Feature selection was performed exclusively on the synthetic dataset, under the hypothesis that synthetic data would highlight subject‑invariant characteristics. An initial pool of over 150 time‑ and frequency‑domain features (mean, variance, energy, peak intervals, etc.) was reduced through a multistage pipeline: correlation‑based pruning, L1‑regularization, and recursive feature elimination, ultimately yielding a compact set of six discriminative features. These features were then extracted from the real recordings and used to train a classifier (random forest) within a Leave‑One‑Subject‑Out (LOSO) cross‑validation framework. The authors also built a control condition model (CCM) that followed the standard activity‑recognition chain (ARC) using only real data, with feature selection performed on a 25 % training split and model evaluation on the remaining 75 % of data.

Performance evaluation demonstrated that the synthetic‑data‑guided Feature Intervention Model (FIM) achieved high mean F1‑scores across all activities: walking 0.896 ± 0.100, standing 0.927 ± 0.039, sitting 0.997 ± 0.004, lying 0.937 ± 0.202, and postural transfers 0.816 ± 0.120. Notably, the detection of transfers—clinically crucial for discharge readiness—was significantly better than the CCM (p < 0.05). These results indicate that synthetic data effectively augment under‑represented classes, mitigate over‑fitting to participant‑specific patterns, and improve generalization to unseen subjects.

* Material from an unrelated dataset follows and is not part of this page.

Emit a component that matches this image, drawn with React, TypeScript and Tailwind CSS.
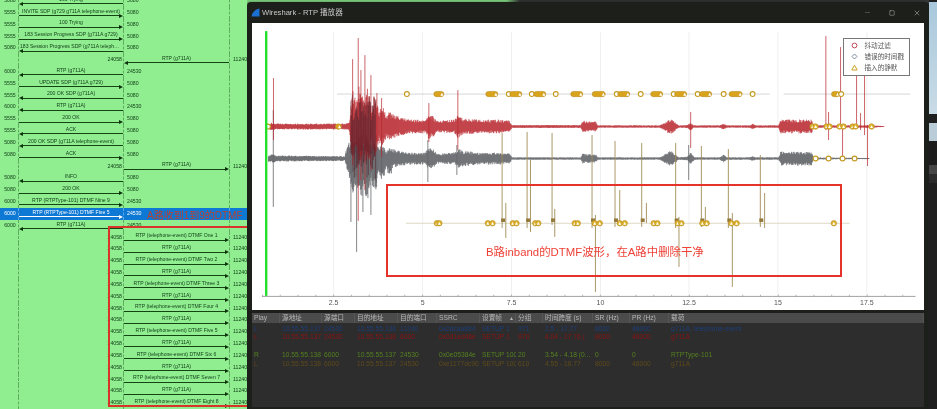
import { Minus, Square, X } from "lucide-react";

interface Message {
  label: string;
  from: string;
  to: string;
  dir: "left" | "right";
  col: 0 | 1;
}

const rtpLeg = (label: string): Message => ({ label, from: "24058", to: "11240", dir: "right", col: 1 });

const messages: Message[] = [
  { label: "100 Trying", from: "5080", to: "5080", dir: "left", col: 0 },
  { label: "INVITE SDP (g729 g711A telephone-event)", from: "5555", to: "5080", dir: "right", col: 0 },
  { label: "100 Trying", from: "5555", to: "5080", dir: "right", col: 0 },
  { label: "183 Session Progress SDP (g711A g729)", from: "5555", to: "5080", dir: "right", col: 0 },
  { label: "183 Session Progress SDP (g711A telephon...", from: "5080", to: "5080", dir: "left", col: 0 },
  { label: "RTP (g711A)", from: "24058", to: "11240", dir: "left", col: 1 },
  { label: "RTP (g711A)", from: "6000", to: "24530", dir: "left", col: 0 },
  { label: "UPDATE SDP (g711A g729)", from: "5555", to: "5080", dir: "right", col: 0 },
  { label: "200 OK SDP (g711A)", from: "5555", to: "5080", dir: "left", col: 0 },
  { label: "RTP (g711A)", from: "6000", to: "24530", dir: "left", col: 0 },
  { label: "200 OK", from: "5555", to: "5080", dir: "right", col: 0 },
  { label: "ACK", from: "5555", to: "5080", dir: "left", col: 0 },
  { label: "200 OK SDP (g711A telephone-event)", from: "5080", to: "5080", dir: "left", col: 0 },
  { label: "ACK", from: "5080", to: "5080", dir: "right", col: 0 },
  rtpLeg("RTP (g711A)"),
  { label: "INFO", from: "5080", to: "5080", dir: "left", col: 0 },
  { label: "200 OK", from: "5080", to: "5080", dir: "right", col: 0 },
  { label: "RTP (RTPType-101) DTMF Nine 9", from: "6000", to: "24530", dir: "right", col: 0 },
  { label: "RTP (RTPType-101) DTMF Five 5", from: "6000", to: "24530", dir: "right", col: 0 },
  { label: "RTP (g711A)", from: "6000", to: "24530", dir: "left", col: 0 },
  rtpLeg("RTP (telephone-event) DTMF One 1"),
  rtpLeg("RTP (g711A)"),
  rtpLeg("RTP (telephone-event) DTMF Two 2"),
  rtpLeg("RTP (g711A)"),
  rtpLeg("RTP (telephone-event) DTMF Three 3"),
  rtpLeg("RTP (g711A)"),
  rtpLeg("RTP (telephone-event) DTMF Four 4"),
  rtpLeg("RTP (g711A)"),
  rtpLeg("RTP (telephone-event) DTMF Five 5"),
  rtpLeg("RTP (g711A)"),
  rtpLeg("RTP (telephone-event) DTMF Six 6"),
  rtpLeg("RTP (g711A)"),
  rtpLeg("RTP (telephone-event) DTMF Seven 7"),
  rtpLeg("RTP (g711A)"),
  rtpLeg("RTP (telephone-event) DTMF Eight 8"),
];

const SELECTED = 18;

const Arrow = ({ message, selected }: { message: Message; selected: boolean }) => (
  <div className="flex h-full flex-col justify-end pb-[1px]">
    <div className="truncate px-[1px] text-center text-[5.1px] leading-[6px]">{message.label}</div>
    <div className="flex h-[4px] items-center">
      {message.dir === "left" && (
        <div
          className={`h-0 w-0 border-y-[2px] border-r-[4px] border-y-transparent ${
            selected ? "border-r-white" : "border-r-[#0c300c]"
          }`}
        />
      )}
      <div className={`h-[1px] flex-1 ${selected ? "bg-white" : "bg-[#124512]"}`} />
      {message.dir === "right" && (
        <div
          className={`h-0 w-0 border-y-[2px] border-l-[4px] border-y-transparent ${
            selected ? "border-l-white" : "border-l-[#0c300c]"
          }`}
        />
      )}
    </div>
  </div>
);

const SequencePanel = () => (
  <div className="relative h-full w-[247px] shrink-0 overflow-hidden bg-[#90ee90] text-[#0f3c16]">
    <div className="mt-[-5px]">
      {messages.map((m, i) => {
        const selected = i === SELECTED;
        const line = selected ? "border-[#5aa7e6]" : "border-[#5fae5f]";
        return (
          <div
            key={i}
            className={`grid h-[11.84px] grid-cols-[18px_105px_106px_18px] ${
              selected ? "bg-[#0e78d5] text-white" : ""
            }`}
          >
            <div className="flex items-center justify-center pl-[2px] text-[5.2px]">
              {m.col === 0 ? m.from : ""}
            </div>
            <div className={`min-w-0 border-l border-dashed ${line}`}>
              {m.col === 0 ? (
                <Arrow message={m} selected={selected} />
              ) : (
                <div className="flex h-full items-center justify-end pr-[1px] text-[5.2px]">{m.from}</div>
              )}
            </div>
            <div className={`min-w-0 border-l border-dashed ${line}`}>
              {m.col === 1 ? (
                <Arrow message={m} selected={selected} />
              ) : (
                <div className="flex h-full items-center pl-[3px] text-[5.2px]">{m.to}</div>
              )}
            </div>
            <div className={`flex items-center border-l border-dashed pl-[3px] text-[5.2px] ${line}`}>
              {m.col === 1 ? m.to : ""}
            </div>
          </div>
        );
      })}
    </div>

    {/* hand-drawn annotation on top of the diagram */}
    <div className="absolute left-[147px] top-[209px] whitespace-nowrap text-[10px] leading-[14px] text-[#b8402f]">
      A路收到1到9的DTMF
    </div>
    <div className="absolute left-[108px] top-[226px] h-[181px] w-[143px] border-2 border-[#d8342a]" />
  </div>
);

// small seeded generator so the wave form is the same on every run
let seed = 1234;
const rand = () => {
  seed = (seed * 16807) % 2147483647;
  return seed / 2147483647;
};

const interpolate = (points: number[][], x: number) => {
  if (x <= points[0][0] || x >= points[points.length - 1][0]) return 0;
  for (let i = 1; i < points.length; i++) {
    if (x <= points[i][0]) {
      const [x0, a0] = points[i - 1];
      const [x1, a1] = points[i];
      return a0 + ((a1 - a0) * (x - x0)) / (x1 - x0);
    }
  }
  return 0;
};

// the loud part at the start comes in lobes, not as a solid block
const lobes = (x: number) => (x > 349 && x < 392 ? 0.55 + 0.45 * Math.abs(Math.sin((x - 349) * 0.42)) : 1);

const buildWave = (points: number[][], center: number, spikes: number[][], burstDown = 1) => {
  let d = "";
  for (let x = points[0][0]; x < points[points.length - 1][0]; x += 0.5) {
    const env = interpolate(points, x) * lobes(x);
    const a = env * (0.55 + 0.45 * rand());
    const b = env * (0.55 + 0.45 * rand()) * (x > 349 && x < 392 ? burstDown : 1);
    d += `M${x} ${(center - a).toFixed(1)}V${(center + b).toFixed(1)}`;
  }
  spikes.forEach(([x, top, bottom]) => {
    d += `M${x} ${top}V${bottom}`;
  });
  return d;
};

const redEnvelope = [
  [268, 2.5], [272, 4], [276, 3], [340, 3], [349, 3.5], [352, 34], [358, 44], [365, 42], [372, 34], [380, 24], [388, 16],
  [396, 11], [410, 7], [425, 7], [429, 13], [433, 11], [437, 6], [455, 7], [458, 12], [463, 8], [480, 7], [500, 7],
  [510, 6], [512, 1.5], [581, 1.5], [583, 6], [596, 5], [598, 1.2], [660, 1.2], [666, 5], [671, 8], [676, 4], [679, 1.2],
  [688, 1.5], [691, 4], [694, 1.2], [720, 1.2], [724, 3], [727, 1.2], [750, 1.2], [753, 3], [756, 1.2], [779, 1.2], [781, 7],
  [812, 7], [814, 1.2], [870, 1.2], [885, 0.4],
];

const grayEnvelope = [
  [268, 3], [272, 4.5], [277, 3], [345, 2.5], [348, 17], [356, 24], [365, 26], [372, 22], [380, 16], [386, 11], [396, 9],
  [410, 6], [425, 6], [429, 11], [433, 10], [437, 5], [455, 6], [458, 10], [463, 8], [480, 6], [500, 6],
  [510, 5], [512, 1.2], [581, 1.2], [583, 5], [596, 4], [598, 1.2], [660, 1.2], [666, 5], [671, 8], [676, 4], [679, 1.2],
  [688, 2], [691, 7], [695, 1.2], [720, 1.2], [724, 4], [727, 1.2], [750, 1.2], [753, 3], [756, 1.2], [779, 1.2], [781, 7],
  [812, 7], [814, 1], [870, 0.6],
];

const redSpikes = [
  [273.5, 78, 140], [352.7, 59, 165], [358.3, 38, 221], [361, 70, 180], [365, 55, 190], [371, 75, 170], [377, 93, 150],
  [381.7, 98, 157], [429, 103, 142], [458, 90, 150], [691, 112, 148], [826.3, 36, 130], [829, 112, 140], [841, 47, 127],
  [857, 73, 125], [865, 73, 135], [861, 113, 130], [868, 125, 166], [843, 127, 160],
];

const graySpikes = [
  [273.3, 110, 207], [351, 125, 222], [356.7, 130, 252], [363, 130, 212], [371, 130, 215], [376.7, 135, 187],
  [381.7, 140, 173], [428, 140, 182], [457, 145, 175], [689, 145, 180],
];

// dark band where the two loud channels sit on top of each other
const buildOverlap = () => {
  let d = "";
  for (let x = 351; x < 376; x += 0.7) {
    const top = 122 - 28 * lobes(x) * rand();
    const bottom = 150 + 32 * lobes(x) * rand();
    d += `M${x.toFixed(1)} ${top.toFixed(1)}V${bottom.toFixed(1)}`;
  }
  return d;
};

const redWave = buildWave(redEnvelope, 126.5, redSpikes);
const grayWave = buildWave(grayEnvelope, 158.5, graySpikes, 1.7);
const overlapWave = buildOverlap();

const tanSpikes = [
  [502.3, 133, 228], [506, 203, 238], [527.3, 132, 228], [530.7, 160, 232], [552.3, 133, 225], [555, 209, 237],
  [592.3, 135, 228], [595.7, 215, 292], [615.3, 141, 227], [620, 190, 225], [642, 143, 227], [646.7, 203, 223],
  [676, 143, 228], [679.3, 217, 267], [701.7, 146, 227], [705.7, 207, 225], [728.7, 149, 228], [732.7, 213, 287],
  [760.7, 155, 227], [765, 193, 228],
];

const Pill = ({ x, y, w = 12 }: { x: number; y: number; w?: number }) => (
  <g>
    <rect x={x - w / 2} y={y - 2.6} width={w} height={5.2} rx={2.6} fill="#d9a31c" stroke="#b78c22" strokeWidth={0.6} />
    <path d={`M${x + w / 2 - 3.5} ${y + 1.8}l1.6-3 1.6 3z`} fill="#fff" />
  </g>
);

const Ring = ({ x, y, r = 2.4 }: { x: number; y: number; r?: number }) => (
  <circle cx={x} cy={y} r={r} fill="#fff" stroke="#c49a1e" strokeWidth={1.1} />
);

// filled marker with the white triangle of the "inserted silence" symbol
const Dot = ({ x, y }: { x: number; y: number }) => (
  <g>
    <circle cx={x} cy={y} r={2.7} fill="#e2b62f" stroke="#b78c22" strokeWidth={0.7} />
    <path d={`M${x - 1.5} ${y + 1.5}l1.5-2.8 1.5 2.8z`} fill="#fff" />
  </g>
);

const Plot = () => (
  <svg viewBox="252 23 672 287" className="h-full w-full">
    {[333.7, 422.7, 511.7, 600.7, 689.3, 778.3, 867.3].map((x) => (
      <line key={x} x1={x} x2={x} y1={32} y2={296} stroke="#ececec" strokeWidth={0.8} />
    ))}

    <path d="M337 94H575M582 94H770M784 94H911" stroke="#c4c4c4" strokeWidth={0.7} />
    <path d="M406 223.3H850" stroke="#ddd8c4" strokeWidth={1} />

    <path d={grayWave} stroke="#63666a" strokeWidth={0.8} fill="none" />
    <path d={redWave} stroke="#b9282f" strokeWidth={0.8} fill="none" opacity={0.9} />
    <path d={overlapWave} stroke="#55242c" strokeWidth={0.7} fill="none" opacity={0.8} />

    {tanSpikes.map(([x, top, bottom]) => (
      <line key={x} x1={x} x2={x} y1={top} y2={bottom} stroke="#a08c55" strokeWidth={0.9} />
    ))}
    {[502.3, 527.3, 552.3, 592.3, 615.3, 642, 676, 701.7, 728.7, 760.7].map((x) => (
      <rect key={x} x={x - 1} y={218.5} width={4} height={3.5} fill="#93793a" />
    ))}

    {/* top track */}
    <Ring x={407} y={94} />
    <Pill x={439} y={94} w={10} />
    <Pill x={492} y={94} />
    <Ring x={509} y={94} />
    <Pill x={516} y={94} />
    <Ring x={532} y={94} />
    <Pill x={540} y={94} />
    <Ring x={556} y={94} />
    <Pill x={577} y={94} />
    <Pill x={599} y={94} w={13} />
    <Ring x={617} y={94} />
    <Pill x={624} y={94} />
    <Ring x={641} y={94} />
    <Pill x={657} y={94} />
    <Ring x={674} y={94} />
    <Pill x={681} y={94} />
    <Ring x={698} y={94} />
    <Pill x={706} y={94} />
    <Ring x={724} y={94} />
    <Pill x={736} y={94} w={13} />
    <Ring x={753} y={94} />
    <Pill x={836} y={94} w={8} />
    <Ring x={841.6} y={94} />

    {/* red track */}
    <Ring x={268} y={126.5} />
    <Pill x={338.5} y={126.5} w={6} />
    {[813, 816, 827, 830, 840, 844, 853, 856, 872].map((x) => (
      <Dot key={x} x={x} y={126.5} />
    ))}

    {/* gray track */}
    {[816, 829, 843, 855].map((x) => (
      <Ring key={x} x={x} y={158.5} />
    ))}

    {/* bottom track */}
    {[437, 439.5, 488, 492.7, 513, 516.7, 535.5, 538.5, 575, 578, 595, 600, 620, 625, 654, 657.7, 678, 681.7, 702.7, 707, 731.7, 737, 834.3].map(
      (x) => (
        <Dot key={x} x={x} y={223.3} />
      ),
    )}

    <rect x={265} y={31} width={2.4} height={265} fill="#24e02c" />

    <line x1={262} x2={916} y1={296.5} y2={296.5} stroke="#8a8a8a" strokeWidth={0.8} />
    {Array.from({ length: 37 }, (_, i) => (
      <line
        key={i}
        x1={262.5 + i * 17.8}
        x2={262.5 + i * 17.8}
        y1={294.8}
        y2={296.5}
        stroke="#8a8a8a"
        strokeWidth={0.6}
      />
    ))}
    {[
      [333.7, "2.5"],
      [422.7, "5"],
      [511.7, "7.5"],
      [600.7, "10"],
      [689.3, "12.5"],
      [778.3, "15"],
      [867.3, "17.5"],
    ].map(([x, label]) => (
      <text key={label} x={x} y={305} textAnchor="middle" fontSize={7} fill="#555">
        {label}
      </text>
    ))}
  </svg>
);

const Legend = () => (
  <div className="absolute left-[590.5px] top-[14.5px] flex h-[38px] w-[67px] flex-col justify-center border border-[#777] bg-white pl-[7px] text-[6.6px] leading-[11.3px] text-[#555]">
    <div className="flex items-center gap-[7px]">
      <svg width="7" height="7" viewBox="0 0 7 7" className="shrink-0">
        <circle cx="3.5" cy="3.5" r="2.4" fill="none" stroke="#c0485a" />
      </svg>
      <span>抖动过滤</span>
    </div>
    <div className="flex items-center gap-[7px]">
      <svg width="7" height="7" viewBox="0 0 7 7" className="shrink-0">
        <path d="M3.5 1L6 3.5 3.5 6 1 3.5z" fill="none" stroke="#7c89a0" />
      </svg>
      <span className="whitespace-nowrap">错误的时间戳</span>
    </div>
    <div className="flex items-center gap-[7px]">
      <svg width="7" height="7" viewBox="0 0 7 7" className="shrink-0">
        <path d="M3.5 1.2L6.2 6H.8z" fill="none" stroke="#c9a227" />
      </svg>
      <span>插入的静默</span>
    </div>
  </div>
);

const columns = ["Play", "源地址", "源端口", "目的地址", "目的端口", "SSRC", "设置帧", "分组", "时间跨度 (s)", "SR (Hz)", "PR (Hz)", "载荷"];

const streams = [
  {
    color: "text-[#1d3f7c]",
    cells: ["L", "10.55.55.137", "24530", "10.55.55.138", "11240", "0x0dcaa884", "SETUP 1", "971", "2.5 - 17.77", "8000", "48000", "g711A, telephone-event"],
  },
  {
    color: "text-[#8a1416]",
    cells: ["L", "10.55.55.137", "24530", "10.55.55.138", "6000", "0x0d1ed46e", "SETUP 1", "970", "4.04 - 17.76 (", "8000", "48000", "g711A"],
  },
  { color: "text-transparent", cells: ["", "", "", "", "", "", "", "", "", "", "", ""] },
  {
    color: "text-[#55801f]",
    cells: ["R", "10.55.55.138", "6000", "10.55.55.137", "24530", "0x0e05384e", "SETUP 100", "20", "3.54 - 4.18 (0...", "0", "0", "RTPType-101"],
  },
  {
    color: "text-[#5f4a1a]",
    cells: ["L", "10.55.55.138", "6000", "10.55.55.137", "24530", "0xe1177dc90", "SETUP 100", "610", "4.55 - 16.77", "8000", "48000", "g711A"],
  },
];

const StreamTable = () => (
  <div className="flex-1 bg-[#2d2d2d] text-[6.7px]">
    <div className="grid h-[10px] grid-cols-[28px_42px_33px_43px_39px_43px_36px_27px_50px_37px_39px_1fr] bg-[#4b4b4b] leading-[10px] text-[#b8b8b8]">
      {columns.map((c, i) => (
        <div key={c} className="relative truncate border-r border-[#565656] pl-[2px]">
          {c}
          {i === 6 && <span className="absolute right-[1px] top-0 text-[5px]">▲</span>}
        </div>
      ))}
    </div>
    <div className="pt-[0.5px]">
      {streams.map((s, i) => (
        <div
          key={i}
          className={`grid h-[8.9px] grid-cols-[28px_42px_33px_43px_39px_43px_36px_27px_50px_37px_39px_1fr] whitespace-nowrap leading-[9px] ${s.color}`}
        >
          {s.cells.map((cell, j) => (
            <div key={j} className="overflow-hidden pl-[2px]">
              {cell}
            </div>
          ))}
        </div>
      ))}
    </div>
  </div>
);

const PlayerWindow = () => (
  <div className="h-full w-[682px] shrink-0 bg-[linear-gradient(90deg,#90ee90_38%,#3a3a3a_40%)]">
    <div className="mt-[2px] flex h-[407px] flex-col rounded-t-[4px] bg-[#1d1f1b] pb-[2px] pl-[5px] pr-[5.5px] shadow-[-3px_0_6px_rgba(0,0,0,0.55)]">
      <div className="flex h-[21px] shrink-0 items-center text-[#c8c8c8]">
        <svg width="9" height="9" viewBox="0 0 9 9" className="ml-[-1px] shrink-0">
          <path d="M0.5 8.5C1 4.5 3.5 1.5 8.5 0.5L8.5 8.5z" fill="#1a6fd0" />
        </svg>
        <span className="ml-[2px] text-[7.6px]">Wireshark - RTP 播放器</span>
        <div className="ml-auto flex items-center gap-[18px] pr-[3px]">
          <Minus size={7} strokeWidth={1.5} className="text-[#888]" />
          <Square size={6} strokeWidth={1.8} />
          <X size={8} strokeWidth={1.5} />
        </div>
      </div>

      <div className="relative h-[287px] shrink-0 bg-white">
        <Plot />
        <Legend />
        {/* annotation box drawn over the plot */}
        <div className="absolute left-[134px] top-[161px] flex h-[93px] w-[456px] items-center whitespace-nowrap border-2 border-[#e5332b] pl-[98px] pt-[45px] text-[11.4px] text-[#ee4036]">
          B路inband的DTMF波形，在A路中删除干净
        </div>
      </div>

      <div className="h-[3px] shrink-0" />
      <StreamTable />
    </div>
  </div>
);

const NeighbourSliver = () => (
  <div className="flex h-full flex-1 flex-col bg-[#1f1f1f]">
    <div className="mt-[2px] h-[112px] bg-[linear-gradient(180deg,#a9c8dc,#c9dbe6)]" />
    <div className="h-[9px]" />
    <div className="h-[18px] bg-[#b9ccd8]" />
    <div className="h-[24px] bg-[#1c1c1c]" />
    <div className="h-[9px] bg-[#454545]" />
    <div className="h-[9px] bg-[#2b2b2b]" />
  </div>
);

export default function App() {
  return (
    <div className="h-[409px] w-[937px] overflow-hidden bg-[#1f1f1f] font-['Liberation_Sans','Noto_Sans_CJK_SC',sans-serif]">
      <div className="flex h-full blur-[0.45px]">
        <SequencePanel />
        <PlayerWindow />
        <NeighbourSliver />
      </div>
    </div>
  );
}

The study’s limitations include the modest sample size (24 participants) and the use of healthy older adults rather than actual hip‑fracture patients, which may limit direct clinical translatability. Additionally, DBA’s averaging nature could smooth out extreme gait abnormalities that are relevant in pathological populations. Future work is suggested to (1) incorporate real patient data, (2) compare DBA‑generated synthetic data with other generative approaches such as GANs or VAEs, (3) expand the activity taxonomy to finer‑grained transfer sub‑classes, and (4) integrate the HAR system into real‑time monitoring platforms for bedside decision support.

In conclusion, the authors provide compelling evidence that synthetic data‑guided feature selection can produce a robust, generalizable HAR system for older adults, especially improving the detection of postural transfers. This approach offers a promising pathway toward reliable, continuous activity monitoring in hip‑fracture rehabilitation, pending validation in clinical patient cohorts.